Si vedono ancora i vecchi carretti con due grandi ruote e le due aste per fissare il cavallo ma, quasi tutti, sono ormai a quattro ruote, con pianale foderato in metallo e battistrada in gomma piena. Da poco girano anche dei carretti “elettrici” uguali a quelli a quattro ruote, ma senza cavallo! 

Sull’altro lato della casa, si affaccia la camera che condivido con mia sorella. Via Sanfelice è ancora una via “viva”, con tanti negozi. Almeno la seconda metà, verso la mia casa. Di fronte c’è la lavanderia, la farmacia, seguita dal calzolaio, il salumiere, il barbiere, il bar di Pierino – quello che tutte le mattine mi prepara un sacchettino con la “veneziana” o una brioche per la merenda a scuola -, la “drogheria” gestita da due gemelli amici della Fracci, nata nella nostra zona, ma che ormai li “snobba”. E infine la banca che arriva fino in viale Molise.

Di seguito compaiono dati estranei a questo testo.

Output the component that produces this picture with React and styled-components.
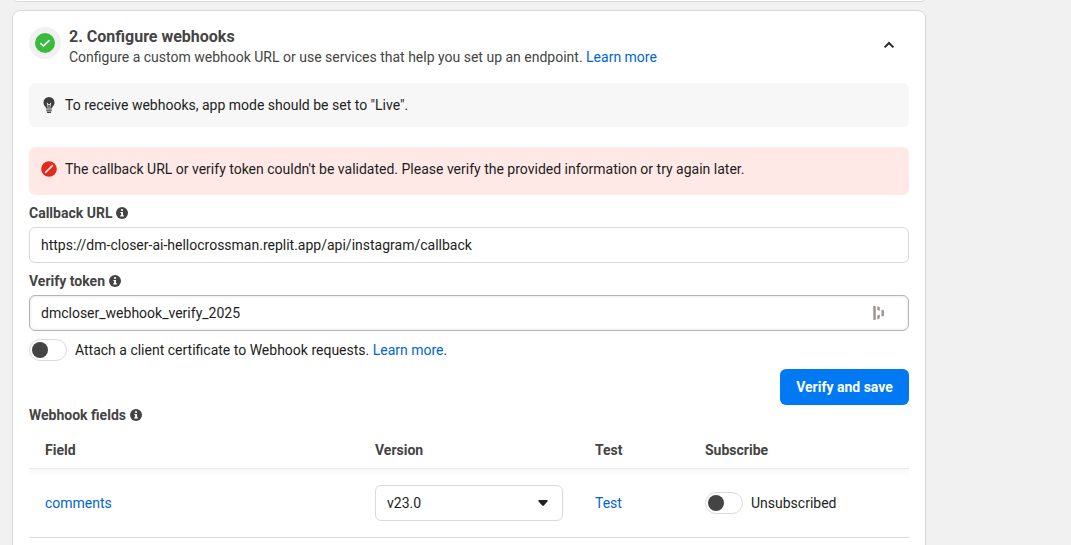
import React from "react";
import styled, { createGlobalStyle } from "styled-components";

const GlobalStyle = createGlobalStyle`
  * { box-sizing: border-box; }
  html, body { margin: 0; padding: 0; height: 100%; overflow: hidden; background: #f1f1f1; }
  body { font: 400 14px/20px Roboto, "Liberation Sans", sans-serif; color: #1c1e21; }
`;

const Page = styled.main`
  height: 545px;
  padding-left: 12px;
  overflow: hidden;
`;
const Card = styled.section`
  width: 914px;
  border: 1px solid #d8d9d9;
  border-radius: 8px;
  background: #fff;
`;
const PreviousCard = styled(Card)`
  height: 10px;
  margin-top: -8px;
`;
const StepCard = styled(Card)`
  height: 600px;
  margin-top: 8px;
  padding: 16px;
`;
const Header = styled.header`
  display: flex;
  align-items: flex-start;
  height: 56px;
`;
const StatusBadge = styled.div`
  display: flex;
  align-items: center;
  justify-content: center;
  width: 32px;
  height: 32px;
  margin-right: 8px;
  border-radius: 50%;
  background: #f1f1f1;
`;
const Heading = styled.div`
  flex: 1;
`;
const Title = styled.h2`
  margin: 0;
  font-size: 16px;
  line-height: 20px;
  font-weight: 700;
  color: #444;
`;
const Subtitle = styled.p`
  margin: 0;
  line-height: 20px;
  color: #444;
`;
const Link = styled.a`
  color: #0064d1;
  text-decoration: none;
`;
const Collapse = styled.button`
  display: flex;
  align-items: center;
  justify-content: center;
  width: 40px;
  height: 36px;
  padding: 0;
  border: 0;
  background: none;
`;
const Notice = styled.div`
  display: flex;
  align-items: flex-start;
  gap: 8px;
  height: ${(p) => (p.$error ? 48 : 44)}px;
  padding: 12px;
  margin-bottom: ${(p) => (p.$error ? 8 : 20)}px;
  border-radius: 6px;
  background: ${(p) => (p.$error ? "#ffe9e7" : "#f7f7f7")};

  svg { margin: 2px 0; }
`;
const Label = styled.div`
  display: flex;
  align-items: center;
  gap: 4px;
  height: 20px;
  font-weight: 700;
  color: #444;
`;
const Input = styled.div`
  display: flex;
  align-items: center;
  justify-content: space-between;
  height: 36px;
  margin: 4px 0 8px;
  padding: 0 23px 0 11px;
  border: 1px solid ${(p) => (p.$active ? "#b4b4b4" : "#dadada")};
  border-radius: 6px;
  box-shadow: ${(p) => (p.$active ? "inset 0 0 3px rgba(0,0,0,0.14)" : "none")};
`;
const SwitchRow = styled.div`
  display: flex;
  align-items: center;
  gap: 8px;
  height: 22px;
`;
const Switch = styled.span`
  display: flex;
  align-items: center;
  width: 38px;
  height: 22px;
  padding-left: 2px;
  border: 1px solid #dadada;
  border-radius: 11px;
  background: #fff;

  &::before {
    content: "";
    width: 16px;
    height: 16px;
    border-radius: 50%;
    background: #444;
  }
`;
const Actions = styled.div`
  display: flex;
  justify-content: flex-end;
  margin-top: 8px;
`;
const PrimaryButton = styled.button`
  width: 129px;
  height: 36px;
  padding: 0;
  border: 0;
  border-radius: 6px;
  background: #0079f2;
  color: #fff;
  font: inherit;
  font-weight: 700;
`;
const TableRow = styled.div`
  display: grid;
  grid-template-columns: 330px 220px 110px 1fr;
  align-items: center;
  height: 69px;
  padding-left: 16px;
  border-bottom: 1px solid #dadada;
`;
const TableHead = styled(TableRow)`
  position: relative;
  height: 44px;
  padding-top: 7px;
  border-bottom: 1px solid #ebebeb;
  font-weight: 700;
  color: #444;

  &::after {
    content: "";
    position: absolute;
    top: 100%;
    left: 0;
    right: 0;
    height: 8px;
    margin-top: 1px;
    background: linear-gradient(#f8f8f8, #fff);
  }
`;
const Select = styled.div`
  display: flex;
  align-items: center;
  justify-content: space-between;
  width: 188px;
  height: 36px;
  padding: 0 14px 0 11px;
  border: 1px solid #dadada;
  border-radius: 6px;
`;

const CheckIcon = () => (
  <svg width="20" height="20" viewBox="0 0 20 20">
    <circle cx="10" cy="10" r="10" fill="#3cb93f" />
    <path d="M5.900 10.600l2.500 2.400 5.600-5.300" fill="none" stroke="#fff" strokeWidth="1.700" strokeLinecap="round" strokeLinejoin="round" />
  </svg>
);
const ChevronIcon = () => (
  <svg width="12" height="8" viewBox="0 0 12 8">
    <path d="M1.600 6.400L6 2l4.400 4.400" fill="none" stroke="#2b2b2b" strokeWidth="2" />
  </svg>
);
const BulbIcon = () => (
  <svg width="16" height="16" viewBox="0 0 16 16">
    <path d="M8 0a5.500 5.500 0 0 0-5.500 5.500c0 2.200 1.100 3.200 1.900 4.300.4.500.6 1 .7 1.800h5.800c.1-.8.3-1.300.7-1.800.8-1.100 1.900-2.100 1.900-4.300A5.500 5.500 0 0 0 8 0z" fill="#3d3d3d" />
    <path d="M6.300 5.800l.8 5M9.700 5.800l-.8 5M6.300 6.400L8 8l1.700-1.600" fill="none" stroke="#f7f7f7" strokeWidth=".8" />
    <path d="M5.200 12.500h5.600v1.200H5.200zM5.500 14.500h5l-.8 1.400H6.300z" fill="#3d3d3d" />
  </svg>
);
const ErrorIcon = () => (
  <svg width="16" height="16" viewBox="0 0 16 16">
    <circle cx="8" cy="8" r="7.800" fill="#e02b1d" />
    <path d="M4.600 11.400l6.800-6.800" stroke="#ffe9e7" strokeWidth="1.500" strokeLinecap="round" />
  </svg>
);
const InfoIcon = () => (
  <svg width="12" height="12" viewBox="0 0 12 12">
    <circle cx="6" cy="6" r="6" fill="#444" />
    <circle cx="6" cy="3" r="1.100" fill="#fff" />
    <path d="M4.400 4.900h2.600v3.400h.9v1.200H4.200V8.300h.9V6.100h-.7z" fill="#fff" />
  </svg>
);
const PasswordManagerIcon = () => (
  <svg width="12" height="16" viewBox="0 0 12 16">
    <path d="M1.500 .8l1.300.8v12.800l-2.500.9V.8zM4.300 1.300l2.500.9v3.600l-2.500-.9zM4.300 10.400l2.500-.9v3.700l-2.500 1.300zM8.500 4.500l2.500 1v5.300l-2.500 1z" fill="#9b9693" />
  </svg>
);
const CaretIcon = () => (
  <svg width="10" height="6" viewBox="0 0 10 6">
    <path d="M1.300 0h7.400c1 0 1.400.9.7 1.600L5.900 5.400c-.5.6-1.300.6-1.800 0L.6 1.600C-.1.900.3 0 1.300 0z" fill="#222" />
  </svg>
);

export default function App() {
  return (
    <>
      <GlobalStyle />
      <Page>
        <PreviousCard />
        <StepCard>
          <Header>
            <StatusBadge><CheckIcon /></StatusBadge>
            <Heading>
              <Title>2. Configure webhooks</Title>
              <Subtitle>
                Configure a custom webhook URL or use services that help you set up an endpoint. <Link>Learn more</Link>
              </Subtitle>
            </Heading>
            <Collapse aria-label="Collapse"><ChevronIcon /></Collapse>
          </Header>
          <Notice>
            <BulbIcon />
            <span>To receive webhooks, app mode should be set to "Live".</span>
          </Notice>
          <Notice $error>
            <ErrorIcon />
            <span>The callback URL or verify token couldn't be validated. Please verify the provided information or try again later.</span>
          </Notice>
          <Label>Callback URL <InfoIcon /></Label>
          <Input>https://dm-closer-ai-hellocrossman.replit.app/api/instagram/callback</Input>
          <Label>Verify token <InfoIcon /></Label>
          <Input $active>dmcloser_webhook_verify_2025 <PasswordManagerIcon /></Input>
          <SwitchRow>
            <Switch />
            <span>Attach a client certificate to Webhook requests. <Link>Learn more</Link>.</span>
          </SwitchRow>
          <Actions><PrimaryButton>Verify and save</PrimaryButton></Actions>
          <Label>Webhook fields <InfoIcon /></Label>
          <TableHead>
            <span>Field</span>
            <span>Version</span>
            <span>Test</span>
            <span>Subscribe</span>
          </TableHead>
          <TableRow>
            <Link>comments</Link>
            <Select>v23.0 <CaretIcon /></Select>
            <Link>Test</Link>
            <SwitchRow><Switch />Unsubscribed</SwitchRow>
          </TableRow>
        </StepCard>
      </Page>
    </>
  );
}
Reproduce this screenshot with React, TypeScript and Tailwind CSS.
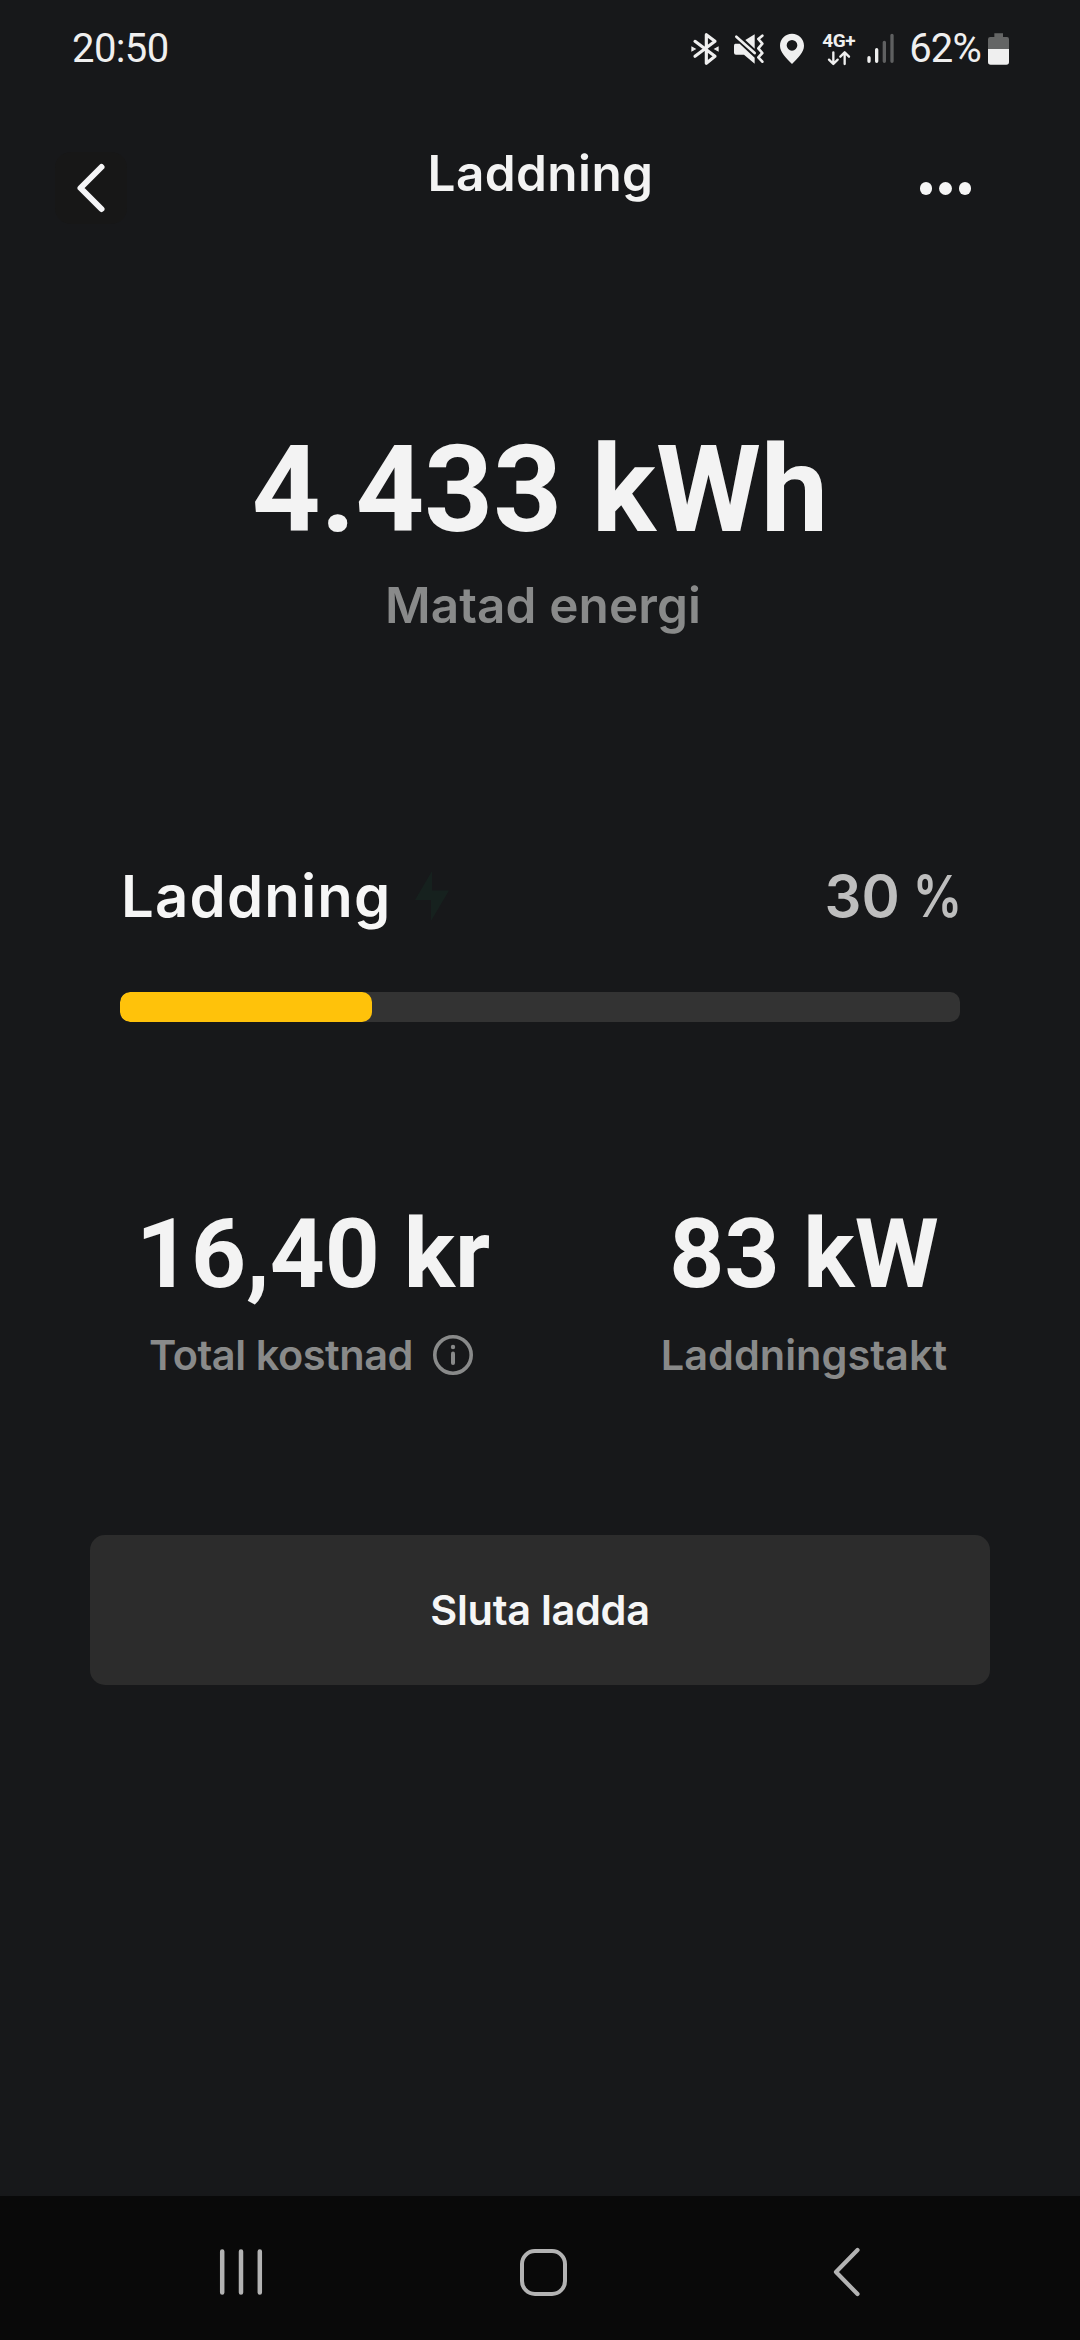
const CHARGE_PERCENT = 30;

function StatusBar() {
  return (
    <div className="flex h-24 items-center justify-between pl-[72px] pr-[70px] pt-px font-[Roboto] text-[#efefef]">
      <div className="text-[40px] leading-[48px] tracking-[-0.6px]">20:50</div>
      <div className="flex items-center">
        <svg className="h-9 w-[30px]" viewBox="60 60 90 108" fill="none" stroke="#efefef">
          <path
            d="M75 91 L135 136 L109 157 V71 L135 91 L75 136"
            strokeWidth="9.5"
            strokeLinecap="round"
            strokeLinejoin="round"
          />
          <path d="M66 109 L75 114 L66 119Z M144 109 L135 114 L144 119Z" fill="#efefef" strokeWidth="4" />
        </svg>
        <svg className="ml-3 h-9 w-[34px]" viewBox="186 60 102 108" fill="#efefef">
          <path d="M196 98 H209 L254 140 V158 L222 131 H198 Q192 131 192 125 V104 Q192 98 196 98Z" />
          <path d="M226 87 L254 70 V113Z" />
          <path d="M199 77 L254 126" stroke="#efefef" strokeWidth="8" strokeLinecap="round" />
          <path
            d="M277 74 L265 84 L277 98 L265 112 L277 126 L265 139 L277 152"
            fill="none"
            stroke="#efefef"
            strokeWidth="8"
            strokeLinecap="round"
            strokeLinejoin="round"
          />
        </svg>
        <svg className="ml-[13px] h-9 w-[26px]" viewBox="327 60 78 108" fill="#efefef">
          <path
            fillRule="evenodd"
            d="M366 68 C386 68 402 84 402 104 C402 124 384 140 366 159 C348 140 330 124 330 104 C330 84 346 68 366 68Z M366 87 A16 16 0 1 0 366 119 A16 16 0 1 0 366 87Z"
          />
        </svg>
        <div className="ml-4 flex h-9 w-[35px] flex-col items-center">
          <span className="h-[19px] text-[19px] font-bold leading-[19px] tracking-[-0.5px]">4G+</span>
          <svg
            className="h-[16px] w-[26px]"
            viewBox="0 0 78 48"
            fill="none"
            stroke="#efefef"
            strokeWidth="7"
            strokeLinecap="round"
            strokeLinejoin="round"
          >
            <path d="M22 7 V41 M9 29 L22 42 L35 29" />
            <path d="M56 42 V7 M43 20 L56 7 L69 20" />
          </svg>
        </div>
        <svg
          className="ml-[10px] h-9 w-[30px]"
          viewBox="588 60 90 108"
          stroke="#efefef"
          strokeWidth="10"
          strokeLinecap="round"
        >
          <path d="M597 140 V151 M620 116 V151" />
          <path d="M643 94 V151 M666 73 V151" stroke="#5f6061" />
        </svg>
        <span className="ml-[13px] text-[40px] leading-[48px] tracking-[-0.8px]">62%</span>
        <svg className="ml-[6px] h-9 w-[23px]" viewBox="948 60 69 108">
          <path d="M970 67 H996 V78 H1008 Q1014 78 1014 85 V114 H951 V85 Q951 78 958 78 H970Z" fill="#646565" />
          <path d="M951 114 H1014 V153 Q1014 161 1006 161 H959 Q951 161 951 153Z" fill="#efefef" />
        </svg>
      </div>
    </div>
  );
}

function Header() {
  return (
    <div className="grid grid-cols-[1fr_auto_1fr] items-start pl-[55px] pr-[54px]">
      <button className="mt-14 flex size-[72px] items-center justify-center rounded-2xl bg-[#171717]">
        <svg
          className="size-[56px]"
          viewBox="0 0 56 56"
          fill="none"
          stroke="#f5f5f7"
          strokeWidth="6"
          strokeLinecap="round"
          strokeLinejoin="round"
        >
          <path d="M38.5 7 L17.5 28 L38.5 49" />
        </svg>
      </button>
      <h1 className="mt-[47px] text-[49.5px] font-[560] leading-[60px] tracking-[0.4px] text-[#f3f3f3]">Laddning</h1>
      <button className="mr-[55px] mt-[86px] flex gap-[7px] justify-self-end">
        <span className="size-[12.5px] rounded-full bg-[#f5f5f5]" />
        <span className="size-[12.5px] rounded-full bg-[#f5f5f5]" />
        <span className="size-[12.5px] rounded-full bg-[#f5f5f5]" />
      </button>
    </div>
  );
}

function NavBar() {
  return (
    <div className="mt-auto grid h-36 grid-cols-[302px_302px_302px] items-center justify-items-center bg-[#090909] pl-[90px] pt-2">
      <svg className="h-[48px] w-[44px]" viewBox="0 0 44 48" stroke="#b3b3b3" strokeWidth="4.5" strokeLinecap="round">
        <path d="M3.2 3.5 V44.5 M22 3.5 V44.5 M40.8 3.5 V44.5" />
      </svg>
      <div className="size-[47px] rounded-[15px] border-[4.5px] border-[#b3b3b3]" />
      <svg
        className="ml-px size-[52px]"
        viewBox="0 0 52 52"
        fill="none"
        stroke="#b3b3b3"
        strokeWidth="4.2"
        strokeLinecap="round"
        strokeLinejoin="round"
      >
        <path d="M37.5 4 L16 26 L37.5 48" />
      </svg>
    </div>
  );
}

export default function App() {
  return (
    <div className="flex h-[2340px] w-[1080px] flex-col bg-[#17181a] font-[Inter,sans-serif]">
      <StatusBar />
      <Header />

      <div className="mt-[196px] flex flex-col items-center">
        <div className="font-[Roboto] text-[120px] font-bold leading-[140px] text-[#f3f3f3]">4.433 kWh</div>
        <div className="mt-[15px] pl-[6px] text-[49.5px] font-[560] leading-[60px] tracking-[0.1px] text-[#898a8a]">
          Matad energi
        </div>
      </div>

      <div className="mt-[225px] px-[120px]">
        <div className="flex h-[72px] items-center justify-between text-[58px] font-[560] leading-[72px]">
          <div className="flex items-center pl-px tracking-[1.2px] text-[#f6f6f6]">
            Laddning
            <svg className="ml-[23px] h-[50px] w-[34px]" viewBox="0 0 34 50" fill="#16211e">
              <path d="M17 0 V19.5 H34 L16 50 V29 H0Z" />
            </svg>
          </div>
          <div className="-mr-[2px] flex gap-[4px] text-[#bebebe]">
            <span>{CHARGE_PERCENT}</span>
            <span className="origin-right scale-x-[0.85]">%</span>
          </div>
        </div>
        <div className="mt-[60px] h-[30px] overflow-hidden rounded-[10px] bg-[#333333]">
          <div className="h-full rounded-[10px] bg-[#ffc20a]" style={{ width: `${CHARGE_PERCENT}%` }} />
        </div>
      </div>

      <div className="mt-[176px] flex justify-between px-[120px]">
        <div className="flex w-[386px] flex-col items-center">
          <div className="font-[Roboto] text-[96px] font-bold leading-[112px] text-[#f3f3f3]">16,40 kr</div>
          <div className="mr-1 mt-5 flex items-center text-[41.5px] font-[560] leading-[50px] tracking-[-0.45px] text-[#898a8a]">
            Total kostnad
            <svg className="ml-[20px] size-10" viewBox="0 0 40 40" fill="none" stroke="#898a8a" strokeLinecap="round">
              <circle cx="20" cy="20" r="18.2" strokeWidth="3.6" />
              <path d="M20 18.5 V28" strokeWidth="4" />
              <circle cx="20" cy="12" r="2.2" fill="#898a8a" stroke="none" />
            </svg>
          </div>
        </div>
        <div className="flex w-[312px] flex-col items-center">
          <div className="font-[Roboto] text-[96px] font-bold leading-[112px] text-[#f3f3f3]">83 kW</div>
          <div className="mt-5 text-[41.5px] font-[560] leading-[50px] text-[#898a8a]">Laddningstakt</div>
        </div>
      </div>

      <button className="mx-[90px] mt-[155px] h-[150px] rounded-[15px] bg-[#2c2c2c] text-[41.5px] font-[560] tracking-[-0.3px] text-[#f6f6f6]">
        Sluta ladda
      </button>

      <NavBar />
    </div>
  );
}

Il tram 13 fa l’ultima fermata sotto casa. Bisogna “rigorosamente” scendere tutti lì. Poi il manovratore sposta il mezzo in viale Molise, dove fa capolinea. Una pausa per riposare, una sigaretta, due chiacchiere con il bigliettaio. O finiscono il turno e vengono sostituiti. Lì, si può solo salire.

Quando il 13 arriva, nel tardo pomeriggio, le persone che rientrano dal lavoro lo affollano e, scendendo, creano un gran movimento per un ultimo acquisto in drogheria o dal salumiere. Un bianchino o un caffè al bar, per poi affrettarsi verso casa.

Mi sono ancora appisolato intontito dalla febbre, ma ora sento spignattare mia madre in cucina per il pranzo. Mia sorella starà per rientrare.

Speriamo che la febbre se ne vada. Se mi sfebbro i miei mi hanno promesso che potrò andare sul divano in sala per vedere la “Tv dei ragazzi” sul televisore in bianco e nero comprato da poco.

Ho tempo fino alle 5 per farmi passare la febbre. C’è una nuova puntata di “Giovanna, la nonna del Corsaro Nero”, con il nostromo Nicolino e Battista, il maggiordomo. E non me la voglio perdere!